Als Brüner im März des Jahres sein Amt antrat, war ihm das Brüsseler Umfeld zwar neu, nicht aber die Aufgabe, die auf ihn wartete. Er gilt als hochgradiger Spezialist für die Aufklärung und Bekämpfung von Betrug, Korruption und organisierter Wirtschaftskriminalität. Schon als er beim Amtsgericht im oberbayrischen Weilheim und später als Staatsanwalt in München juristische Praxiserfahrungen sammelte, wurde er auf die Wirtschaftsfälle, auf Steuerhinterziehungen, betrügerischen Konkurs und Korruptionsfälle angesetzt. "Weil ich die Bilanzen lesen konnte, war man froh, mir die Wirtschaftsfälle übertragen zu können", sagt er. Dass er beim Studium zweigleisig vorgegangen war, Jura und Wirtschaft studiert hatte, und in beiden Materien zu Hause ist, bewährte sich nun auf der Karriereleiter, die über das Bonner Justizministerium nach Berlin, mitten in die Aufarbeitung der DDR-Verbrechen und der Vereinigungskriminalität führte.

In den vergangenen zwei Jahren hat er in Sarajevo im Auftrag der internationalen Staatengemeinschaft eine Betrugsbekämpfungseinheit aufgebaut und geleitet. "In Bosnien ist die Korruption Teil des Systems", hat Brüner sehr schnell festgestellt. Im Laufe seiner Karriere hat er als Staatsanwalt und Richter alle Varianten der Wirtschaftskriminalität, einschließlich der Grauzone zwischen Schlitzohrigkeit und raffiniert verstecktem Gesetzesbruch, kennen gelernt. In Deutschlands Amtsstuben und auch in Brüssel sei Bestechung und Betrug jedoch nicht der Normalfall, meint er. "Hier gilt eher die alte Regel: Gelegenheit macht Diebe - und auch Betrüger."
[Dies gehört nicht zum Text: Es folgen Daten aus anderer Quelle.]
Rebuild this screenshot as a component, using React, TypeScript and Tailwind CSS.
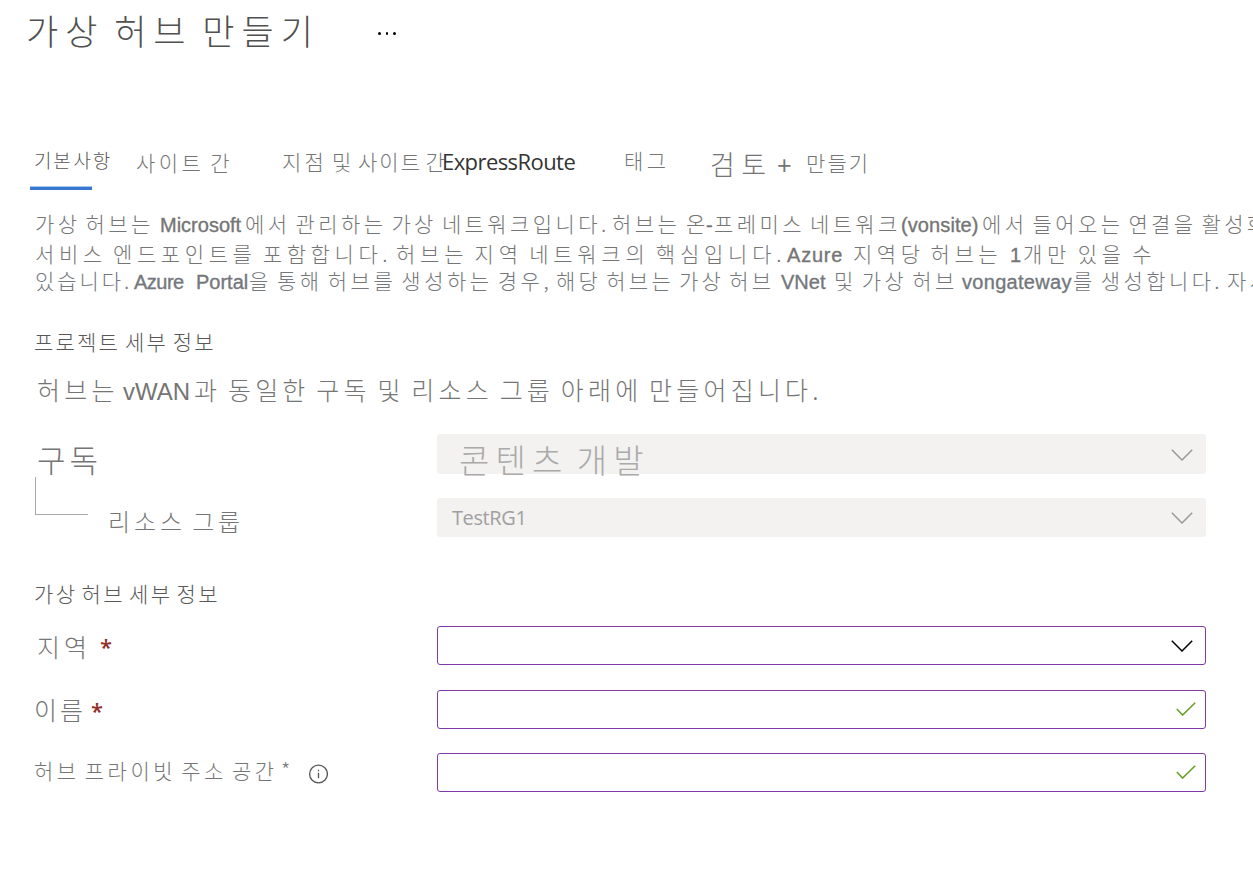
import type { ReactNode } from "react";

function Run({ className, children }: { className: string; children: ReactNode }) {
  return <span className={`block shrink-0 whitespace-pre ${className}`}>{children}</span>;
}

const latin =
  "font-['Liberation_Sans',sans-serif] text-[20px] [word-spacing:0] [-webkit-text-stroke:0.35px_currentColor]";

function Chevron({ className }: { className: string }) {
  return (
    <svg width="22" height="12" viewBox="0 0 22 12" fill="none" className={className}>
      <path d="M0.8 0.8 L11 11 L21.2 0.8" stroke="currentColor" strokeWidth="1.5" />
    </svg>
  );
}

function Check() {
  return (
    <svg width="20" height="14" viewBox="0 0 20 14" fill="none" className="mr-[9px] mb-[1px] text-[#67a025]">
      <path d="M0.8 7 L6.6 13 L19.2 0.8" stroke="currentColor" strokeWidth="1.6" />
    </svg>
  );
}

function Field({ className, children }: { className: string; children: ReactNode }) {
  return (
    <div className={`flex w-[769px] shrink-0 items-center rounded-[3px] ${className}`}>{children}</div>
  );
}

export default function App() {
  return (
    <main className="flex h-[872px] w-[1253px] flex-col overflow-hidden bg-white font-['Noto_Sans_CJK_KR',sans-serif] font-light text-[#757575]">
      <header className="flex h-[62px] shrink-0 pl-[26px] text-[#505050]">
        <Run className="w-[352px] text-[35px] leading-[60px] tracking-[7px] [word-spacing:-5px]">
          가상 허브 만들기
        </Run>
        <div className="flex gap-[5px] pt-[32px]">
          <i className="size-[2.5px] rounded-full bg-black" />
          <i className="size-[2.5px] rounded-full bg-black" />
          <i className="size-[2.5px] rounded-full bg-black" />
        </div>
      </header>

      <nav className="mt-[84px] flex h-[44px] shrink-0 pl-[30px] text-[21px] leading-[30px]">
        <div className="flex w-[105px] flex-col">
          <Run className="-mt-px h-[41px] pl-[4px] text-[19px] tracking-[1.8px] text-[#585858] [word-spacing:-5px]">
            기본 사항
          </Run>
          <div className="h-[4px] w-[62px] border-t border-[#a5c8ea] bg-[#3878d0]" />
        </div>
        <Run className="w-[147px] pt-px pl-[1px] tracking-[3.4px] [word-spacing:-2px]">사이트 간</Run>
        <Run className="w-[76px] tracking-[3.2px] [word-spacing:-3px]">지점 및</Run>
        <Run className="w-[84px] tracking-[2px] [word-spacing:-3px]">사이트 간</Run>
        <Run className="w-[182px] font-['Open_Sans',sans-serif] text-[22px] font-normal tracking-[-0.57px] text-[#333]">
          ExpressRoute
        </Run>
        <Run className="-mt-px w-[86px] tracking-[3.4px]">태그</Run>
        <Run className="w-[67px] pt-[3px] text-[27px] tracking-[6.5px]">검토</Run>
        <Run className="w-[29px] pt-[4px] font-['Liberation_Sans',sans-serif] text-[25px]">+</Run>
        <Run className="pt-px tracking-[2.1px]">만들기</Run>
      </nav>

      <section className="mt-[18px] flex h-[90px] shrink-0 flex-col pl-[35px] text-[21px] tracking-[3.4px] [word-spacing:-3px]">
        <div className="flex h-[30px] items-baseline leading-[30px]">
          <Run className="w-[125px]">가상 허브는</Run>
          <Run className={`w-[85px] tracking-[0px] ${latin}`}>Microsoft</Run>
          <Run className="w-[367px] tracking-[3.4px]">에서 관리하는 가상 네트워크입니다.</Run>
          <Run className="w-[74px]">허브는</Run>
          <Run className="w-[20px]">온</Run>
          <Run className={`w-[8px] tracking-[0px] ${latin}`}>-</Run>
          <Run className="w-[187px]">프레미스 네트워크</Run>
          <Run className={`w-[81px] tracking-[0.1px] ${latin}`}>(vonsite)</Run>
          <Run className="">에서 들어오는 연결을 활성화</Run>
        </div>
        <div className="flex h-[29px] items-baseline leading-[30px]">
          <Run className="w-[361px] tracking-[4.6px]">서비스 엔드포인트를 포함합니다.</Run>
          <Run className="w-[391px] tracking-[4.75px]">허브는 지역 네트워크의 핵심입니다.</Run>
          <Run className={`w-[66px] tracking-[0.8px] ${latin}`}>Azure</Run>
          <Run className="w-[157px] tracking-[4.5px]">지역당 허브는</Run>
          <Run className={`w-[13px] tracking-[0px] ${latin}`}>1</Run>
          <Run className="tracking-[4.8px]">개만 있을 수</Run>
        </div>
        <div className="flex h-[30px] items-baseline leading-[26px] text-[#74777c]">
          <Run className="w-[99px] tracking-[2.9px]">있습니다.</Run>
          <Run className={`w-[62px] tracking-[-0.5px] ${latin}`}>Azure</Run>
          <Run className={`w-[53px] tracking-[0px] ${latin}`}>Portal</Run>
          <Run className="w-[307px] tracking-[3.5px]">을 통해 허브를 생성하는 경우,</Run>
          <Run className="w-[225px] tracking-[3.3px]">해당 허브는 가상 허브</Run>
          <Run className={`w-[53px] tracking-[0px] ${latin}`}>VNet</Run>
          <Run className="w-[128px]">및 가상 허브</Run>
          <Run className={`w-[111px] tracking-[0.3px] ${latin}`}>vongateway</Run>
          <Run className="w-[154px] tracking-[3.4px]">를 생성합니다.</Run>
          <Run className="">자세히</Run>
        </div>
      </section>

      <section className="flex h-[116px] shrink-0 flex-col">
        <Run className="mt-[28px] h-[30px] pl-[34px] text-[21px] leading-[30px] tracking-[2.2px] text-[#585858] [word-spacing:-2px]">
          프로젝트 세부 정보
        </Run>
        <div className="mt-[18px] flex items-baseline pl-[37px] text-[25px] leading-[30px] tracking-[4.2px] [word-spacing:-3px]">
          <Run className="w-[86px]">허브는</Run>
          <Run className="w-[71px] font-['Liberation_Sans',sans-serif] text-[24px] font-normal tracking-normal">
            vWAN
          </Run>
          <Run className="">과 동일한 구독 및 리소스 그룹 아래에 만들어집니다.</Run>
        </div>
      </section>

      <section className="mt-[20px] flex h-[103px] shrink-0 pl-[35px]">
        <div className="flex w-[402px] flex-col">
          <Run className="h-[43px] pt-[5px] pl-[2px] text-[31px] leading-[40px] tracking-[4px]">구독</Run>
          <div className="flex h-[60px]">
            <div className="h-[38px] w-[53px] border-b border-l border-[#a9a9a9]" />
            <Run className="pt-[29px] pl-[20px] text-[24px] leading-[30px] tracking-[3.9px] [word-spacing:-3px]">
              리소스 그룹
            </Run>
          </div>
        </div>
        <div className="flex flex-col gap-6">
          <Field className="h-[40px] bg-[#f3f2f1]">
            <Run className="flex-1 pt-[9px] pl-[22px] text-[33px] leading-[40px] tracking-[6.1px] text-[#aaa] [word-spacing:-5px]">
              콘텐츠 개발
            </Run>
            <Chevron className="mt-[2px] mr-[13.5px] text-[#999]" />
          </Field>
          <Field className="h-[39px] bg-[#f3f2f1]">
            <Run className="flex-1 pl-[15px] font-['Open_Sans',sans-serif] text-[20px] font-normal leading-[41px] tracking-[-0.4px] text-[#a0a0a0]">
              TestRG1
            </Run>
            <Chevron className="mt-px mr-[13.5px] text-[#999]" />
          </Field>
        </div>
      </section>

      <Run className="mt-[41px] h-[48px] pl-[34px] text-[21px] leading-[30px] tracking-[2.4px] text-[#585858] [word-spacing:-3px]">
        가상 허브 세부 정보
      </Run>

      <section className="flex h-[166px] shrink-0 pl-[35px]">
        <div className="flex w-[402px] flex-col text-[25px]">
          <div className="flex h-[64px] pt-[5px] leading-[30px]">
            <Run className="w-[65px] pl-[2px] tracking-[4px]">지역</Run>
            <Run className="font-['Open_Sans',sans-serif] text-[22px] font-semibold text-[#912f2b]">*</Run>
          </div>
          <div className="flex h-[64px] pt-[4px] leading-[30px]">
            <Run className="-ml-px w-[57px] tracking-[3px]">이름</Run>
            <Run className="pt-px font-['Open_Sans',sans-serif] text-[22px] font-semibold text-[#912f2b]">*</Run>
          </div>
          <div className="flex h-[38px] pt-px text-[21px] leading-[30px]">
            <Run className="-ml-px w-[247px] tracking-[3.5px] [word-spacing:-3px]">허브 프라이빗 주소 공간</Run>
            <Run className="w-[27px]">*</Run>
            <svg width="20" height="20" viewBox="0 0 20 20" fill="none" className="mt-[9px] text-[#555]">
              <circle cx="10.5" cy="10" r="8.9" stroke="currentColor" strokeWidth="1.3" />
              <path d="M10.5 8.7 V14.3 M10.5 5.7 V7.2" stroke="currentColor" strokeWidth="1.3" />
            </svg>
          </div>
        </div>
        <div className="flex flex-col">
          <Field className="mb-[25px] h-[39px] border border-[#7f3aa7]">
            <span className="flex-1" />
            <Chevron className="mt-px mr-[12.5px] text-black" />
          </Field>
          <Field className="mb-[24px] h-[39px] border border-[#7f3aa7]">
            <span className="flex-1" />
            <Check />
          </Field>
          <Field className="h-[39px] border border-[#7f3aa7]">
            <span className="flex-1" />
            <Check />
          </Field>
        </div>
      </section>
    </main>
  );
}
Der oberste EU-Betrugsbekämpfer soll deshalb nicht nur europaweit die Verwendung der EU-Gelder kontrollieren und Licht in zwielichtige Affären bringen, wo immer "Olaf" sie auch ausmacht. Brüner soll auch - und das ist das vielleicht wichtigste Ziel - dazu beitragen, dass die Anfälligkeit des gesamten Systems für Betrug verringert wird. Der EU-Haushalt sei zwar deutlich kleiner, aber weniger festgelegt als die nationalen Haushalte. Er eröffne deshalb größere Chancen für Missbrauch, erklären die Kontrolleure von "Olaf". Die Höhe der EU-Agrarsubventionen zum Beispiel bemisst sich aufgrund von Angaben, die die Bauern selbst über ihre Stilllegungsflächen, Kälberzahl oder Olivenbäume machen. Eigentlich ist es Sache der örtlichen Landwirtschaftsämter, die Subventionsanträge auf ihre Richtigkeit zu prüfen. "Olaf" wird jedoch die Kontrolleure kontrollieren müssen, damit nicht doch Augen zugedrückt werden, und eine Hand die andere wäscht. Die "Olaf"-Beamten werden deshalb Stichproben vor allem in den Amtsstuben der Mitgliedsländer machen müssen.